A Gentle Disruption in Consumer Robotics

To understand Tailor’s significance, it’s useful to place it within the broader arc of consumer robotics. For decades, designers have struggled with how to make robots acceptable—swinging between two extremes: overly utilitarian (Roomba, Alexa) or cartoonishly human (Sony’s Aibo, Honda’s Asimo).

Tailor forges a third path: emotionally neutral presence. Its visual identity is neither animal nor human, neither hyper-minimal nor over-designed. It invites emotional projection without coercing it. This makes it far more flexible than devices locked into anthropomorphic personalities.

In effect, it’s a calming disruption.

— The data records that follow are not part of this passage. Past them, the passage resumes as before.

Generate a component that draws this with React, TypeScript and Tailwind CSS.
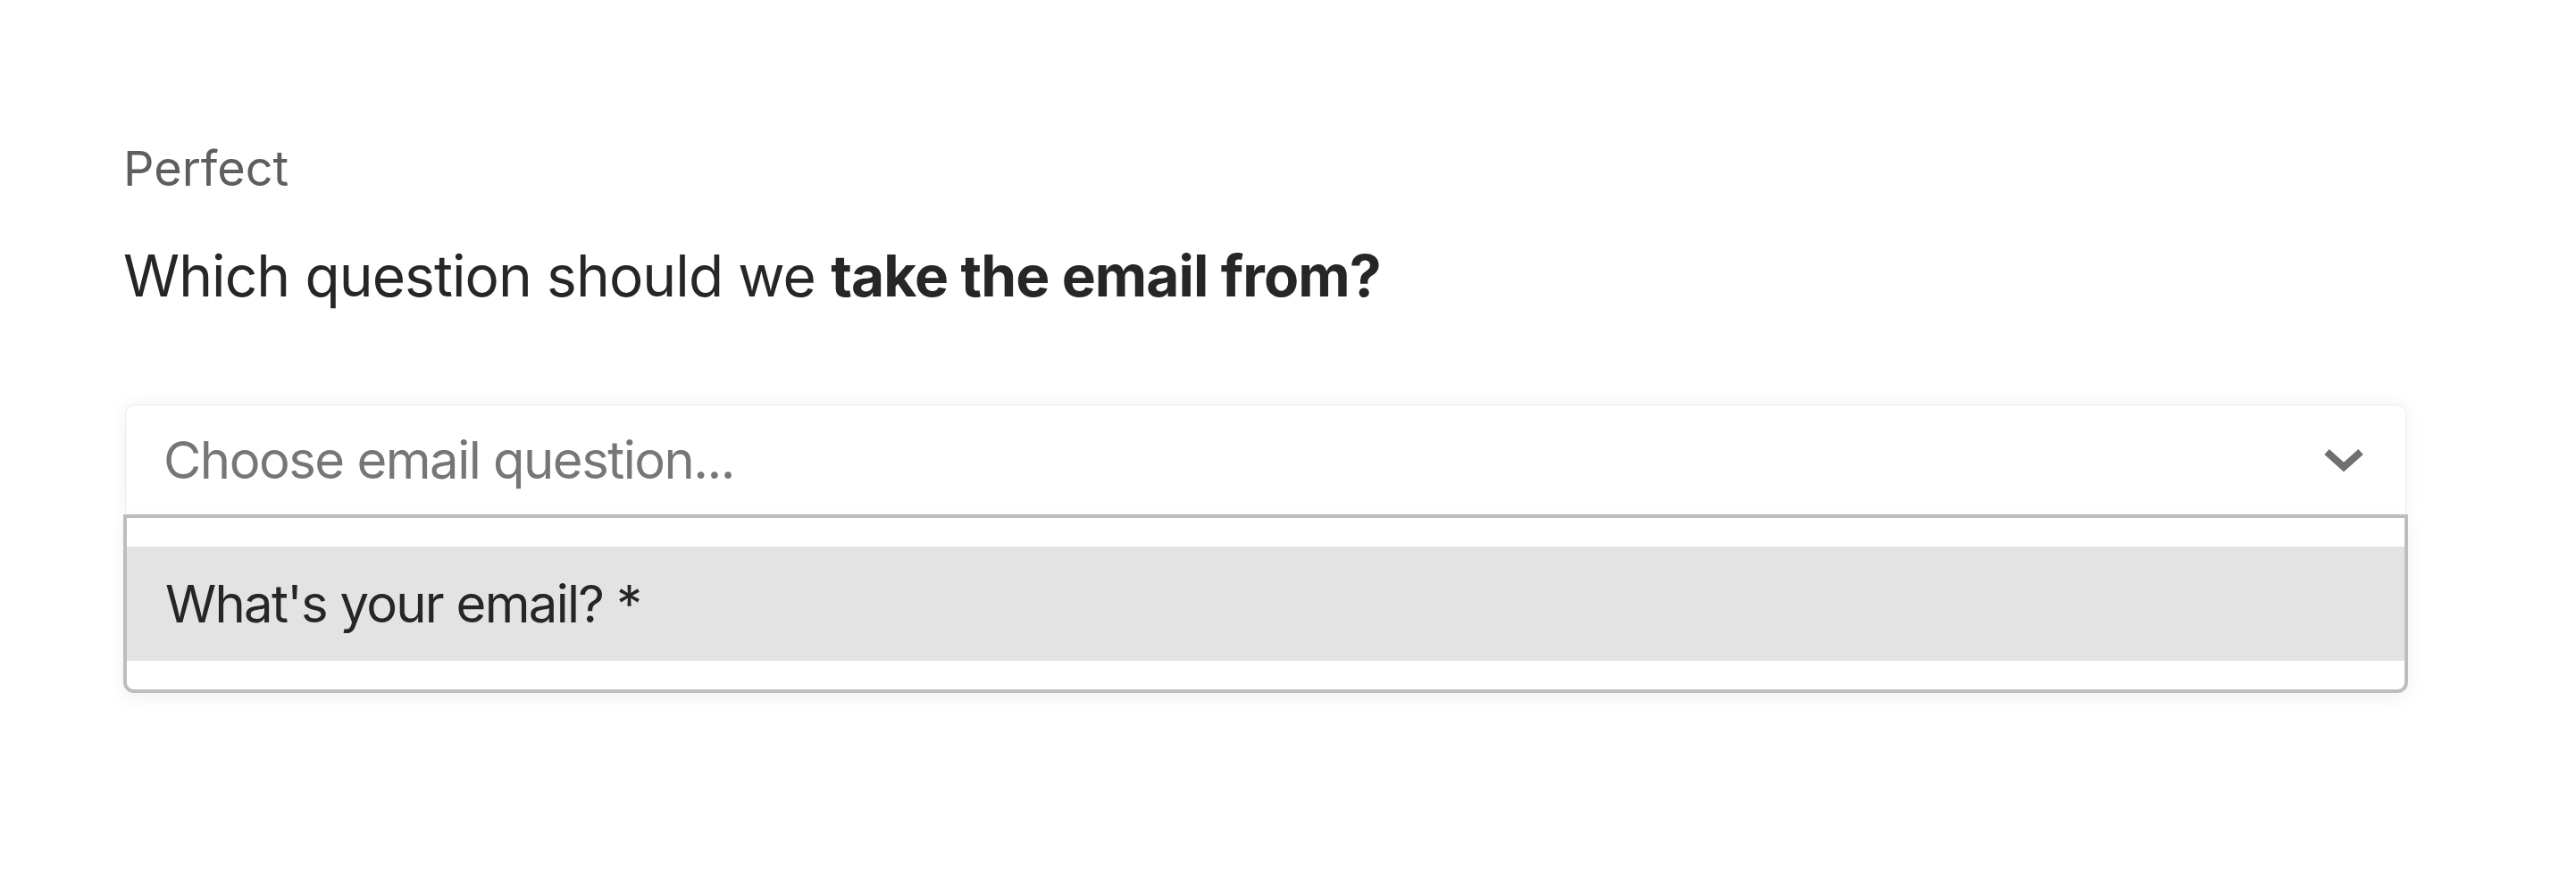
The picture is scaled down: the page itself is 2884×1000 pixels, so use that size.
import React from "react";

export default function App() {
  return (
    <div className="w-[2884px] h-[1000px] bg-white" style={{ fontFamily: "Inter, 'Noto Sans', sans-serif" }}>
      <div className="pl-[138px] pr-[188px] pt-[156px] flex flex-col">
        <div className="text-[54px] leading-[65px] text-[#5e5e5e]">Perfect</div>
        <div className="mt-[49px] text-[64px] leading-[77px] text-[#262626] tracking-[-0.9px]">
          Which question should we <span className="font-bold">take the email from?</span>
        </div>
        <div className="mt-[106px] flex flex-col w-[2558px]">
          <div className="mx-[2px] h-[123px] bg-white border border-[#ececec] border-b-0 rounded-t-[10px] shadow-[0_0_20px_rgba(0,0,0,0.06)] flex items-center justify-between pl-[42px] pr-[46px]">
            <span className="text-[58px] text-[#767676] leading-none tracking-[-1.5px]">Choose email question...</span>
            <svg width="46" height="26" viewBox="0 0 46 26" className="block">
              <polyline points="4,4 23,21 42,4" fill="none" stroke="#6f6f6f" strokeWidth="8" strokeLinecap="butt" strokeLinejoin="miter" />
            </svg>
          </div>
          <div className="border-[4px] border-[#bdbdbd] rounded-b-[12px] bg-white py-[32px] shadow-[0_6px_20px_rgba(0,0,0,0.06)]">
            <div className="h-[128px] bg-[#e3e3e3] flex items-center pl-[43px]">
              <span className="text-[58px] text-[#262626] leading-none tracking-[-1.7px]">What's your email? *</span>
            </div>
          </div>
        </div>
      </div>
    </div>
  );
}
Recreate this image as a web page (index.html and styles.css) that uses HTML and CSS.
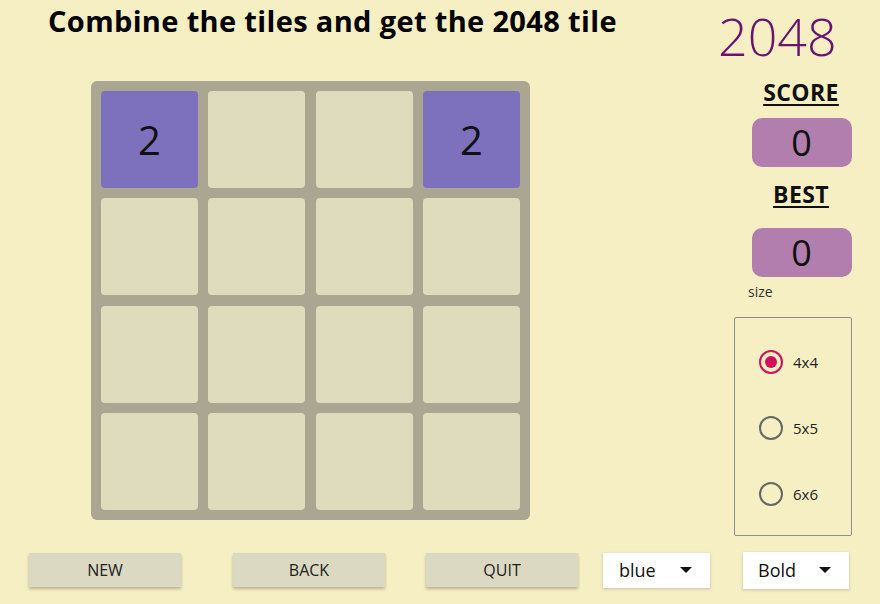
FILE: index.html
```html
<!DOCTYPE html>
<html>
<head>
<meta charset="utf-8">
<link rel="stylesheet" href="styles.css">
</head>
<body>
<div class="app">
  <div class="main">
    <h1 class="title">Combine the tiles and get the 2048 tile</h1>
    <div class="board">
      <div class="tile t2">2</div><div class="tile"></div><div class="tile"></div><div class="tile t2">2</div>
      <div class="tile"></div><div class="tile"></div><div class="tile"></div><div class="tile"></div>
      <div class="tile"></div><div class="tile"></div><div class="tile"></div><div class="tile"></div>
      <div class="tile"></div><div class="tile"></div><div class="tile"></div><div class="tile"></div>
    </div>
  </div>
  <div class="side">
    <div class="logo">2048</div>
    <div class="label l-score">SCORE</div>
    <div class="scorebox sb-score">0</div>
    <div class="label l-best">BEST</div>
    <div class="scorebox sb-best">0</div>
    <div class="sizelabel">size</div>
    <div class="sizes">
      <div class="opt"><span class="radio on"></span><span>4x4</span></div>
      <div class="opt"><span class="radio"></span><span>5x5</span></div>
      <div class="opt"><span class="radio"></span><span>6x6</span></div>
    </div>
  </div>
</div>
<div class="bar">
  <div class="btn b-new">NEW</div>
  <div class="btn b-back">BACK</div>
  <div class="btn b-quit">QUIT</div>
  <div class="select s-blue"><span>blue</span><span class="caret"></span></div>
  <div class="select s-bold"><span>Bold</span><span class="caret"></span></div>
</div>
</body>
</html>
```
FILE: styles.css
```css
* { box-sizing: border-box; }
html, body { margin: 0; padding: 0; }
body {
  width: 880px; height: 604px; overflow: hidden;
  background: #f6efc4;
  font-family: "Open Sans", "Noto Sans", sans-serif;
  color: #111;
}
.app { display: flex; height: 541px; }
.main { width: 715px; flex: none; display: flex; flex-direction: column; }
.title {
  margin: 0; padding: 2px 0 0 48px;
  font-size: 29px; font-weight: 700; line-height: 38px; letter-spacing: 0.35px;
  color: #000; white-space: nowrap;
}
.board {
  margin: 41px 0 0 91px;
  width: 439px; height: 439px;
  background: #aaa692; border-radius: 6px;
  padding: 10px;
  display: grid; grid-template-columns: repeat(4, 1fr); grid-template-rows: repeat(4, 1fr);
  gap: 10.3px;
}
.tile {
  background: #dedcbc; border-radius: 4px;
  display: flex; align-items: center; justify-content: center;
  font-size: 40px; color: #111;
}
.tile.t2 { background: #7d70bd; }
.side { width: 165px; flex: none; display: flex; flex-direction: column; align-items: center; }
.logo {
  align-self: flex-start;
  font-size: 52px; font-weight: 300; color: #6a1470; line-height: 72px;
  margin: 0 0 0 3px; white-space: nowrap;
}
.label {
  font-size: 23px; font-weight: 700; text-decoration: underline; text-decoration-thickness: 2px;
  text-underline-offset: 3px; line-height: 28px; margin-left: 7px; letter-spacing: 0.4px;
}
.l-score { margin-top: 6px; }
.l-best { margin-top: 0; }
.scorebox {
  width: 100px; height: 49px; margin-left: 8px;
  background: #b27eae; border-radius: 10px;
  display: flex; align-items: center; justify-content: center;
  font-size: 36px; color: #111;
}
.sb-score { margin-top: 12px; margin-bottom: 13px; }
.sb-best { margin-top: 20px; }
.sizelabel { align-self: flex-start; margin: 5px 0 0 33px; font-size: 14px; color: #333; line-height: 20px; }
.sizes {
  align-self: flex-start; margin: 15px 0 0 19px;
  width: 118px; height: 219px;
  border: 1px solid #8f8f8f; border-radius: 2px;
  display: flex; flex-direction: column; justify-content: center; gap: 40px;
  padding: 2px 0 0 24px;
}
.opt { display: flex; align-items: center; gap: 10px; font-size: 15px; color: #222; height: 26px; }
.radio {
  width: 24px; height: 24px; border-radius: 50%; border: 2px solid #666; display: inline-block;
  position: relative;
}
.radio.on { border-color: #d0105a; }
.radio.on::after {
  content: ""; position: absolute; left: 4px; top: 4px; width: 12px; height: 12px; border-radius: 50%;
  background: #d0105a;
}
.bar { display: flex; align-items: center; height: 58px; padding-left: 29px; }
.btn {
  width: 152px; height: 34px; background: #dbd9c1;
  box-shadow: 0 2px 3px rgba(0,0,0,0.25);
  display: flex; align-items: center; justify-content: center;
  font-size: 16px; color: #222;
}
.b-back { margin-left: 52px; }
.b-quit { margin-left: 41px; }
.select {
  background: #fff; height: 35px; box-shadow: 0 1px 3px rgba(0,0,0,0.2);
  display: flex; align-items: center; justify-content: space-between;
  font-size: 18px; color: #111; padding: 0 18px 0 16px;
}
.s-blue { width: 107px; margin-left: 25px; }
.s-bold { width: 106px; margin-left: 33px; height: 37px; padding-left: 15px; }
.caret { width: 0; height: 0; border-left: 6px solid transparent; border-right: 6px solid transparent; border-top: 6px solid #111; }
```
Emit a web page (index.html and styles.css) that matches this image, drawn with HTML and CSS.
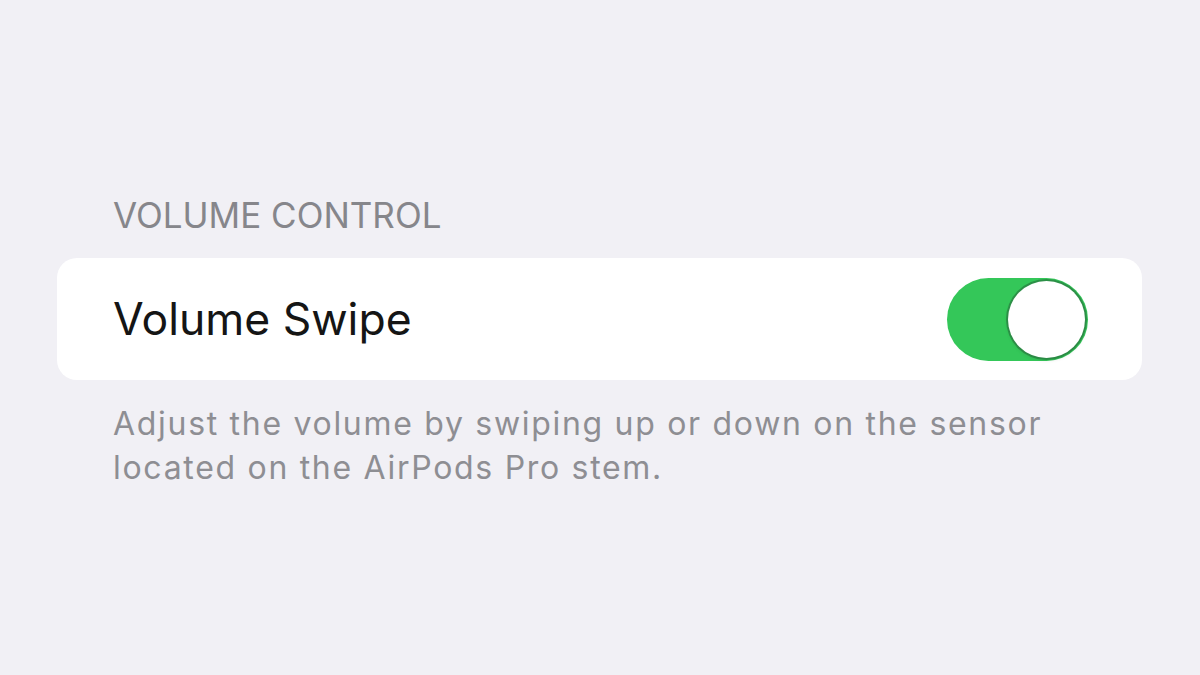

It asks: what if the future of robotics isn’t loud or dystopian, but quiet, soft, and companionable?

Challenges and Questions Ahead

Of course, Tailor remains a concept—for now. As a prototype, it will need to address complex challenges around hardware miniaturization, power consumption, and real-time responsiveness. There are also deeper questions:

  • Can emotional intelligence be encoded in motion with consistency across users?
  • How does privacy function in an AI that looks at you, not just listens to you?
  • Can Tailor avoid the uncanny valley while still being expressive?

Yet these aren’t deterrents. They’re frontiers. And in many ways, Tailor’s strength is that it invites those questions—not as flaws, but as part of the conversation. Because conversation is what it’s built to do.

Impression: Putting a Face to the Future

In Tailor, we find more than a clever gadget. We find a design statement: that technology doesn’t have to be loud to be intelligent, nor invasive to be effective. With its tilting head, expressive minimalism, and soft gaze, Tailor invites us to reimagine our daily dialogue with machines—not as orders shouted into the void, but as shared presence.

Sseo Kimm’s creation reminds us that presence is powerful. A nod. A pause. A glance. These are not just gestures—they are interfaces of care. Tailor doesn’t give us the smartest AI in the world. It gives us the kindest-feeling one.

And perhaps, in the end, that’s what we’ve been waiting for.